I am a highly skilled Marketing Professional, living that digital nomad life with moderate success. Vegan, social-entrepreneur, and activist. I have wanted to move to Vegas for something like 7 years now, and *finally about to achieve that goal*.

My company is doing well and I am currently living that tiny home life in a stationary RV (It's a 2017 so it's actually posh as fuck). Unfortunately the landlord isn't willing to let me move it or problem would be solved.

I love this life, but my romantic/business partner not so much. She is a itty bitty 20 year old that is not accustomed to nomad living, and far too trusting and naive for gutter-punk living.
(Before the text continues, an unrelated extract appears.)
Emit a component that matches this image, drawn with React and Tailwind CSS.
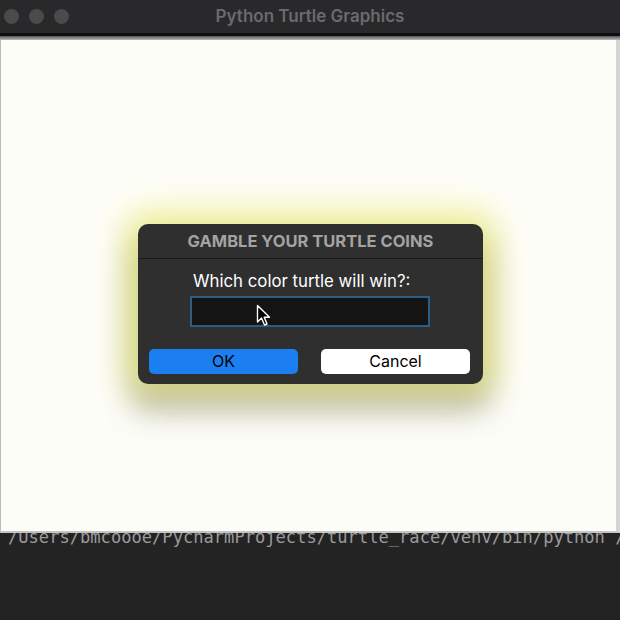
import React from "react";

function Cursor() {
  return (
    <svg
      className="absolute left-[64px] top-[6px]"
      width="16"
      height="24"
      viewBox="0 0 16 24"
    >
      <path
        d="M1.5 1.5 L1.5 18 L5.5 14 L8.5 21 L11 20 L8.2 13.2 L13.5 13.2 Z"
        fill="#000"
        stroke="#fff"
        strokeWidth="1.4"
        strokeLinejoin="round"
      />
    </svg>
  );
}

export default function App() {
  return (
    <div
      className="w-[620px] h-[620px] flex flex-col overflow-hidden bg-[#232323]"
      style={{ fontFamily: "Inter, 'Noto Sans', sans-serif" }}
    >
      {/* Title bar */}
      <div className="h-[33px] bg-[#29292c] flex items-center relative shrink-0">
        <div className="flex items-center gap-[10px] pl-[4px]">
          <div className="w-[15px] h-[15px] rounded-full bg-[#4b4b4b]" />
          <div className="w-[15px] h-[15px] rounded-full bg-[#4b4b4b]" />
          <div className="w-[15px] h-[15px] rounded-full bg-[#4b4b4b]" />
        </div>
        <div className="absolute inset-0 flex items-center justify-center text-[17px] font-semibold text-[#6b6b6b]">
          Python Turtle Graphics
        </div>
      </div>
      <div className="h-[3px] bg-[#0d0d14] shrink-0" />
      <div className="h-[4px] bg-gradient-to-b from-[#555] to-[#bbb] shrink-0" />

      {/* Canvas */}
      <div className="h-[493px] shrink-0 bg-[#fdfdf8] relative border-l border-l-[#bdbdbd] border-r-[4px] border-r-[#d4d4d4] border-b-[2px] border-b-[#c4c4c4]">
        <div className="absolute left-[137px] top-[184px] w-[345px] h-[160px] rounded-[10px] bg-[#2f2f2f] flex flex-col shadow-[0_0_30px_14px_rgba(235,235,100,0.6),0_20px_30px_6px_rgba(90,90,90,0.45)]">
          <div className="h-[35px] flex items-center justify-center text-[16.5px] font-bold text-[#a3a3a3] border-b border-b-[#1a1a1a]">
            GAMBLE YOUR TURTLE COINS
          </div>
          <div className="pl-[55px] pt-[12px] text-[16.8px] leading-[20px] text-white">
            Which color turtle will win?:
          </div>
          <div className="relative ml-[52px] mt-[5px] w-[240px] h-[31px] bg-[#141414] border-2 border-[#2c5d84]">
            <Cursor />
          </div>
          <div className="flex justify-between pl-[11px] pr-[13px] mt-[22px]">
            <button className="w-[149px] h-[25px] rounded-[5px] bg-[#1b7ff2] text-black text-[16px] leading-[25px]">
              OK
            </button>
            <button className="w-[149px] h-[25px] rounded-[5px] bg-white text-black text-[16px] leading-[25px]">
              Cancel
            </button>
          </div>
        </div>
      </div>

      {/* Terminal */}
      <div className="flex-1 bg-[#232323] overflow-hidden relative">
        <div
          className="pl-[8px] mt-[-6px] text-[17.1px] leading-[20px] text-[#9a9a9a] whitespace-nowrap"
          style={{ fontFamily: "'DejaVu Sans Mono', monospace" }}
        >
          /Users/bmcoooe/PycharmProjects/turtle_race/venv/bin/python /Users
        </div>
      </div>
    </div>
  );
}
However we make a great team, and neither of us mind traveling. We are in the adult industry and our brand(s) are doing well.

I am seeking Mixed Zoning office/dormitory living as I feel this might be the perfect middle ground. Our budget is around $1,000 p/m, and for that or less hope to get a small office; ideally with space we can squat in if need be. I envision a 3 room office with small kitchen and bathroom.

*Anyone know a really cool landlord in Vegas* that owns some commercial buildings and/or has property in mixed use zoning areas? I have done a lot of research on this, and not exactly finding what I am seeking.

Apartment complex living isn't really an option for us (being in the adult industry and nomads, we don't exactly have the typical work/employment/residency history that is expected), and we require at least a basic office location to meet with potential talent and other industry professionals.

Yes what we do for business is legal, and I don't mean legal where brothels are legal. Think cam modeling and professional porn productions.

Open to sub-letting options. Not willing to compromise safety too much.


----------



## RogueBubbles (Oct 28, 2021)

Curious - if you all are still on this site - Did you ever find an arrangement like this? I'm in Las Vegas now, currently staying with friends, but the kind of work I do is incompatible with their family life (in in the same industry you mention) and a rad studio space would give me the power to stack some cash for camping this winter! 

cheers, 
Bubbles


----------